My task is to stack the split wood the following day, but I’ve been going to yoga three times a week and slacking off on the stacking. It was my turn to help.
All that was left were the gnarly pieces that defy the ax. It was for these that we bought a part share in a neighbor’s wood splitter.
It was for these stump ends and knots that Tim wanted my help. Working together, we could finish putting up the last logs in the load and be done for the year.
I changed out of my leggings and into my work boots and
jeans, pulled on leather gloves to operate the splitter, then stacked the splintered results. It’s an upper-body workout, with wood for weights. But plenty of legwork, too, as I bent my knees to lift logs off the ground and carried them over to the shed.

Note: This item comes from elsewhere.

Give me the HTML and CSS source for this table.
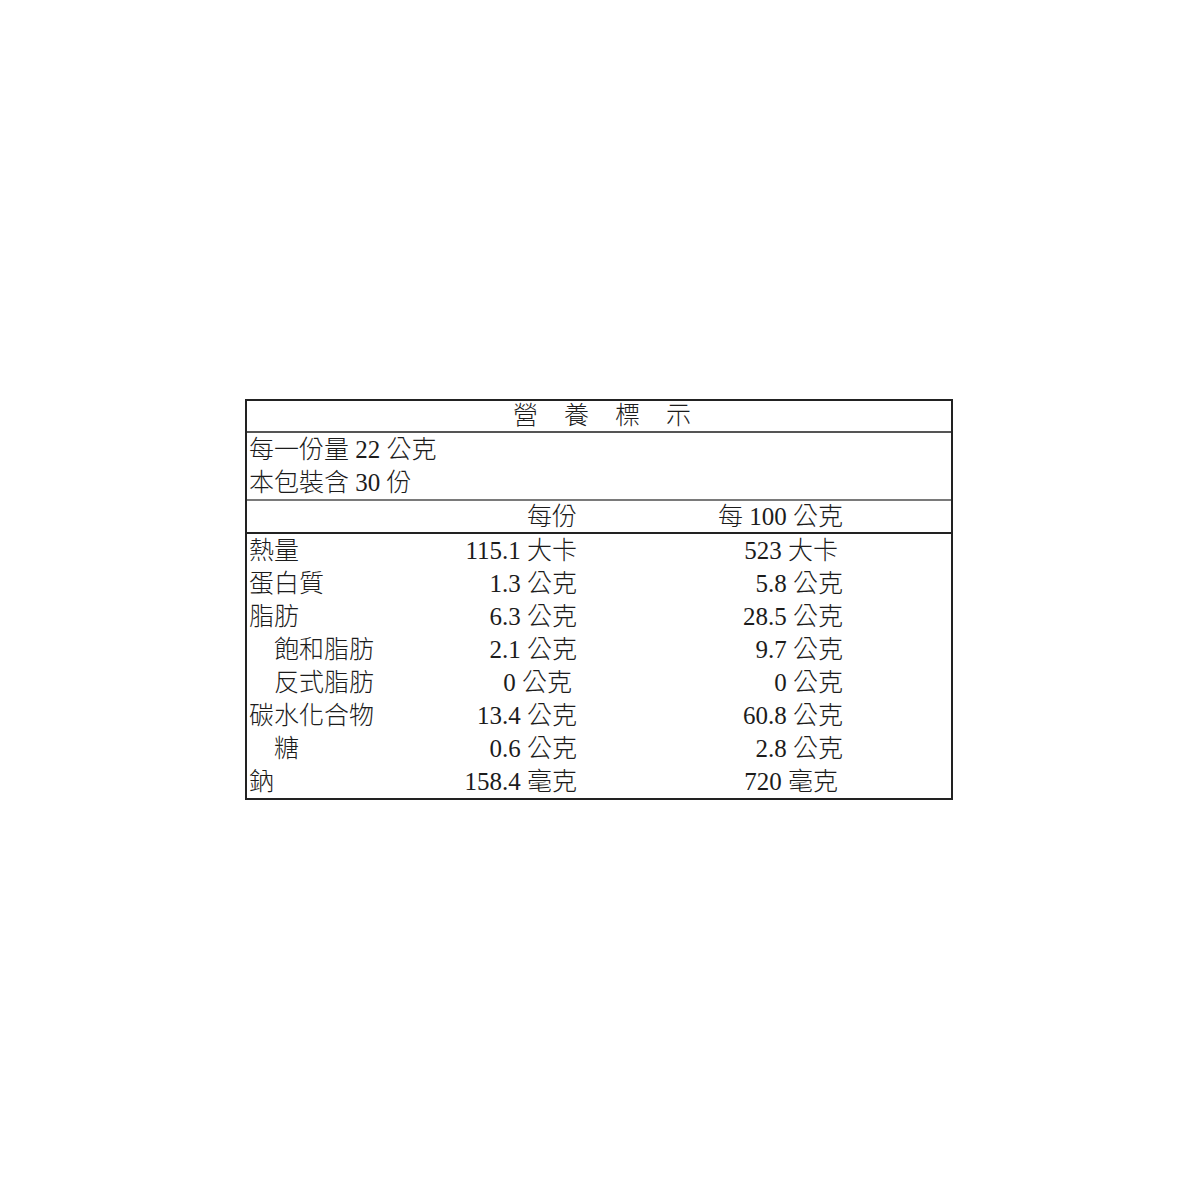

Stacking is a waist-whittler, twisting and lifting each piece of firewood into place, doing countless reps.
I matched my work with my breath, just as in yoga: inhaling to squat and exhaling to lift.
We worked from eight in the morning until the sun beat down about one, when it became too hot to continue – and we were too beat.
The workout was my Saturday salute to the sun that helped these trees grow, trees that will release the sun’s heat once again when we burn the logs in the wood stove.
Jennifer Downs says
Hi Deborah, I love this piece! Being a practical person I can relate to the choice to do wood as a workout. Though I live in Baltimore now, farming people with acupuncture, I once lived in Vermont, in the 70’s and one of my farm jobs was stacking wood. So tangible!
I just did the Gateless training with Suzanne Kingsbury and got your website from a post on the group.
Will continue to read your blog posts. Would love to take your course if I was closer.
Deborah Lee Luskin says
Jennifer, what kinds words! Thank you. All best, Deborah.